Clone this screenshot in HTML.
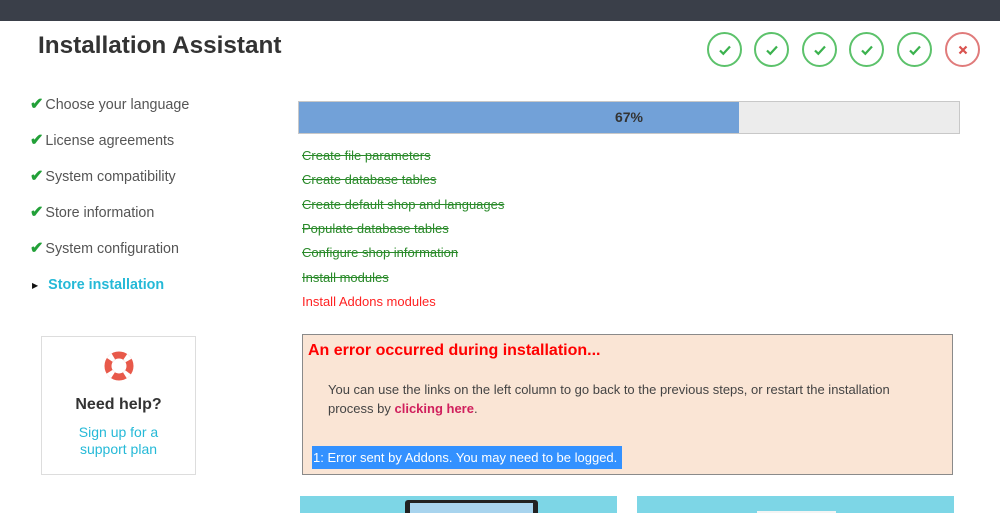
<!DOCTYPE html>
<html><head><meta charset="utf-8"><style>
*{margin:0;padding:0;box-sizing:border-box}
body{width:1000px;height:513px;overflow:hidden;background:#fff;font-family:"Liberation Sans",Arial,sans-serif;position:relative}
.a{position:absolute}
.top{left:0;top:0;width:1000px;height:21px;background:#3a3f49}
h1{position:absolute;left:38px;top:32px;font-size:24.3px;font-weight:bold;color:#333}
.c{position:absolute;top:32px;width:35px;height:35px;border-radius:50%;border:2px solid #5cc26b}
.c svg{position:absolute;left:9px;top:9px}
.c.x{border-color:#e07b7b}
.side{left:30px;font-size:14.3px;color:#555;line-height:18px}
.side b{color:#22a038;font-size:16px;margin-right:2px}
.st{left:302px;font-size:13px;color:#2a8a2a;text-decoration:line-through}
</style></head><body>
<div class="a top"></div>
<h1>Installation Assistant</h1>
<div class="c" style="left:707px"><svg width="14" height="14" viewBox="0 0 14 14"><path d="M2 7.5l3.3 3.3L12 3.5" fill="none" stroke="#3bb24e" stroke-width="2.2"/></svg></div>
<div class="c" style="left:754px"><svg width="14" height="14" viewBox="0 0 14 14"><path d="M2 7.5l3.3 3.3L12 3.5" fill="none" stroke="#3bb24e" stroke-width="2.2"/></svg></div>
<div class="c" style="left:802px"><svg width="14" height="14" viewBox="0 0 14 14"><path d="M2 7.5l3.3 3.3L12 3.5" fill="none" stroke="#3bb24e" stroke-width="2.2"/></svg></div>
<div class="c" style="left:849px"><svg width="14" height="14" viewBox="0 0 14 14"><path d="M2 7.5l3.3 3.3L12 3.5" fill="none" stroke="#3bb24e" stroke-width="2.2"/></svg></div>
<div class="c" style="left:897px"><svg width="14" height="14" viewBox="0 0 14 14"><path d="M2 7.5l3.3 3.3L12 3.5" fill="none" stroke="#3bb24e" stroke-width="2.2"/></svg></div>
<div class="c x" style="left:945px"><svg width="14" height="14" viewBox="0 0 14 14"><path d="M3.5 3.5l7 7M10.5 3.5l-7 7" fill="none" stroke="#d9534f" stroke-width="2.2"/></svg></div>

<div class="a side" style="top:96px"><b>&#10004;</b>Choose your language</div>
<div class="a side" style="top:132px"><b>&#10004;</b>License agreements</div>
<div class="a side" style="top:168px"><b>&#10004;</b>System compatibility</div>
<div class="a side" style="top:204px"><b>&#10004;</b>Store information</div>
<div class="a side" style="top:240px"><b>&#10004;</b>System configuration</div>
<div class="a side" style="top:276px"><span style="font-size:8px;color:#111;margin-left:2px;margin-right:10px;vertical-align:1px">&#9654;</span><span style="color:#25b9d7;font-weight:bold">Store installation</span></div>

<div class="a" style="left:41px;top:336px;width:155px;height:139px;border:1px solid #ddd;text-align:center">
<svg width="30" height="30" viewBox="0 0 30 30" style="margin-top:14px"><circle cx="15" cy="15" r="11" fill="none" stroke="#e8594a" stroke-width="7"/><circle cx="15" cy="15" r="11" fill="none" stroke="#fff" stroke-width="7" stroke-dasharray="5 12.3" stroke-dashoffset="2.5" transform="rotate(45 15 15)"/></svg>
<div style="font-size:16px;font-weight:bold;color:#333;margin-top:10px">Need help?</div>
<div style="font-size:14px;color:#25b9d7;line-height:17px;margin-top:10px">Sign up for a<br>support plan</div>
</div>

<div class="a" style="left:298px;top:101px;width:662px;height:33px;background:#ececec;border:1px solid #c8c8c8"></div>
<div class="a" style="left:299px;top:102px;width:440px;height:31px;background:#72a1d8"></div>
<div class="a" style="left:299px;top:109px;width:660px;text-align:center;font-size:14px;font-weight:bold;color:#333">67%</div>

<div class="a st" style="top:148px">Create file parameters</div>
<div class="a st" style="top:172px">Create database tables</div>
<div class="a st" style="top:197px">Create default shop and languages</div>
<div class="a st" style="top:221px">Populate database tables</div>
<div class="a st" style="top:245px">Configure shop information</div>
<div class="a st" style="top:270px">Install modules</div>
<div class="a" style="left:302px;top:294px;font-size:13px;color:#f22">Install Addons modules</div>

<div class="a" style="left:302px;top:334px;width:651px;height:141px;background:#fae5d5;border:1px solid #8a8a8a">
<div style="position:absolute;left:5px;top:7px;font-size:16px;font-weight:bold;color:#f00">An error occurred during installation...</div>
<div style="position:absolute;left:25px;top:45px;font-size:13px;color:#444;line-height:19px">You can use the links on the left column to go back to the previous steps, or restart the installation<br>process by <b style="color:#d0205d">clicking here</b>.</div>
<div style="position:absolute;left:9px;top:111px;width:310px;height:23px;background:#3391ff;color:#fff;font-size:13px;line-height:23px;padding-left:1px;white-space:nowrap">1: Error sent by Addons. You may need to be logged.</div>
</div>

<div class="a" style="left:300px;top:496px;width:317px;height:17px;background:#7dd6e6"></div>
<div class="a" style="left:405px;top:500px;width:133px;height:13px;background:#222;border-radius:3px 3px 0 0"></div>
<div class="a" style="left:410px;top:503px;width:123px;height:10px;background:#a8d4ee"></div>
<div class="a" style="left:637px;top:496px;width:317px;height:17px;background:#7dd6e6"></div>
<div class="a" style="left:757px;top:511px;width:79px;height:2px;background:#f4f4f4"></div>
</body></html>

+ + + + + + +

:: What you are asked to do ::
Replicate the material above verbatim; images stay out of the copy.

:: Exercise result ::
Clone this screenshot in HTML.
<!DOCTYPE html>
<html><head><meta charset="utf-8"><style>
*{margin:0;padding:0;box-sizing:border-box}
body{width:1000px;height:513px;overflow:hidden;background:#fff;font-family:"Liberation Sans",Arial,sans-serif;position:relative}
.a{position:absolute}
.top{left:0;top:0;width:1000px;height:21px;background:#3a3f49}
h1{position:absolute;left:38px;top:32px;font-size:24.3px;font-weight:bold;color:#333}
.c{position:absolute;top:32px;width:35px;height:35px;border-radius:50%;border:2px solid #5cc26b}
.c svg{position:absolute;left:9px;top:9px}
.c.x{border-color:#e07b7b}
.side{left:30px;font-size:14.3px;color:#555;line-height:18px}
.side b{color:#22a038;font-size:16px;margin-right:2px}
.st{left:302px;font-size:13px;color:#2a8a2a;text-decoration:line-through}
</style></head><body>
<div class="a top"></div>
<h1>Installation Assistant</h1>
<div class="c" style="left:707px"><svg width="14" height="14" viewBox="0 0 14 14"><path d="M2 7.5l3.3 3.3L12 3.5" fill="none" stroke="#3bb24e" stroke-width="2.2"/></svg></div>
<div class="c" style="left:754px"><svg width="14" height="14" viewBox="0 0 14 14"><path d="M2 7.5l3.3 3.3L12 3.5" fill="none" stroke="#3bb24e" stroke-width="2.2"/></svg></div>
<div class="c" style="left:802px"><svg width="14" height="14" viewBox="0 0 14 14"><path d="M2 7.5l3.3 3.3L12 3.5" fill="none" stroke="#3bb24e" stroke-width="2.2"/></svg></div>
<div class="c" style="left:849px"><svg width="14" height="14" viewBox="0 0 14 14"><path d="M2 7.5l3.3 3.3L12 3.5" fill="none" stroke="#3bb24e" stroke-width="2.2"/></svg></div>
<div class="c" style="left:897px"><svg width="14" height="14" viewBox="0 0 14 14"><path d="M2 7.5l3.3 3.3L12 3.5" fill="none" stroke="#3bb24e" stroke-width="2.2"/></svg></div>
<div class="c x" style="left:945px"><svg width="14" height="14" viewBox="0 0 14 14"><path d="M3.5 3.5l7 7M10.5 3.5l-7 7" fill="none" stroke="#d9534f" stroke-width="2.2"/></svg></div>

<div class="a side" style="top:96px"><b>&#10004;</b>Choose your language</div>
<div class="a side" style="top:132px"><b>&#10004;</b>License agreements</div>
<div class="a side" style="top:168px"><b>&#10004;</b>System compatibility</div>
<div class="a side" style="top:204px"><b>&#10004;</b>Store information</div>
<div class="a side" style="top:240px"><b>&#10004;</b>System configuration</div>
<div class="a side" style="top:276px"><span style="font-size:8px;color:#111;margin-left:2px;margin-right:10px;vertical-align:1px">&#9654;</span><span style="color:#25b9d7;font-weight:bold">Store installation</span></div>

<div class="a" style="left:41px;top:336px;width:155px;height:139px;border:1px solid #ddd;text-align:center">
<svg width="30" height="30" viewBox="0 0 30 30" style="margin-top:14px"><circle cx="15" cy="15" r="11" fill="none" stroke="#e8594a" stroke-width="7"/><circle cx="15" cy="15" r="11" fill="none" stroke="#fff" stroke-width="7" stroke-dasharray="5 12.3" stroke-dashoffset="2.5" transform="rotate(45 15 15)"/></svg>
<div style="font-size:16px;font-weight:bold;color:#333;margin-top:10px">Need help?</div>
<div style="font-size:14px;color:#25b9d7;line-height:17px;margin-top:10px">Sign up for a<br>support plan</div>
</div>

<div class="a" style="left:298px;top:101px;width:662px;height:33px;background:#ececec;border:1px solid #c8c8c8"></div>
<div class="a" style="left:299px;top:102px;width:440px;height:31px;background:#72a1d8"></div>
<div class="a" style="left:299px;top:109px;width:660px;text-align:center;font-size:14px;font-weight:bold;color:#333">67%</div>

<div class="a st" style="top:148px">Create file parameters</div>
<div class="a st" style="top:172px">Create database tables</div>
<div class="a st" style="top:197px">Create default shop and languages</div>
<div class="a st" style="top:221px">Populate database tables</div>
<div class="a st" style="top:245px">Configure shop information</div>
<div class="a st" style="top:270px">Install modules</div>
<div class="a" style="left:302px;top:294px;font-size:13px;color:#f22">Install Addons modules</div>

<div class="a" style="left:302px;top:334px;width:651px;height:141px;background:#fae5d5;border:1px solid #8a8a8a">
<div style="position:absolute;left:5px;top:7px;font-size:16px;font-weight:bold;color:#f00">An error occurred during installation...</div>
<div style="position:absolute;left:25px;top:45px;font-size:13px;color:#444;line-height:19px">You can use the links on the left column to go back to the previous steps, or restart the installation<br>process by <b style="color:#d0205d">clicking here</b>.</div>
<div style="position:absolute;left:9px;top:111px;width:310px;height:23px;background:#3391ff;color:#fff;font-size:13px;line-height:23px;padding-left:1px;white-space:nowrap">1: Error sent by Addons. You may need to be logged.</div>
</div>

<div class="a" style="left:300px;top:496px;width:317px;height:17px;background:#7dd6e6"></div>
<div class="a" style="left:405px;top:500px;width:133px;height:13px;background:#222;border-radius:3px 3px 0 0"></div>
<div class="a" style="left:410px;top:503px;width:123px;height:10px;background:#a8d4ee"></div>
<div class="a" style="left:637px;top:496px;width:317px;height:17px;background:#7dd6e6"></div>
<div class="a" style="left:757px;top:511px;width:79px;height:2px;background:#f4f4f4"></div>
</body></html>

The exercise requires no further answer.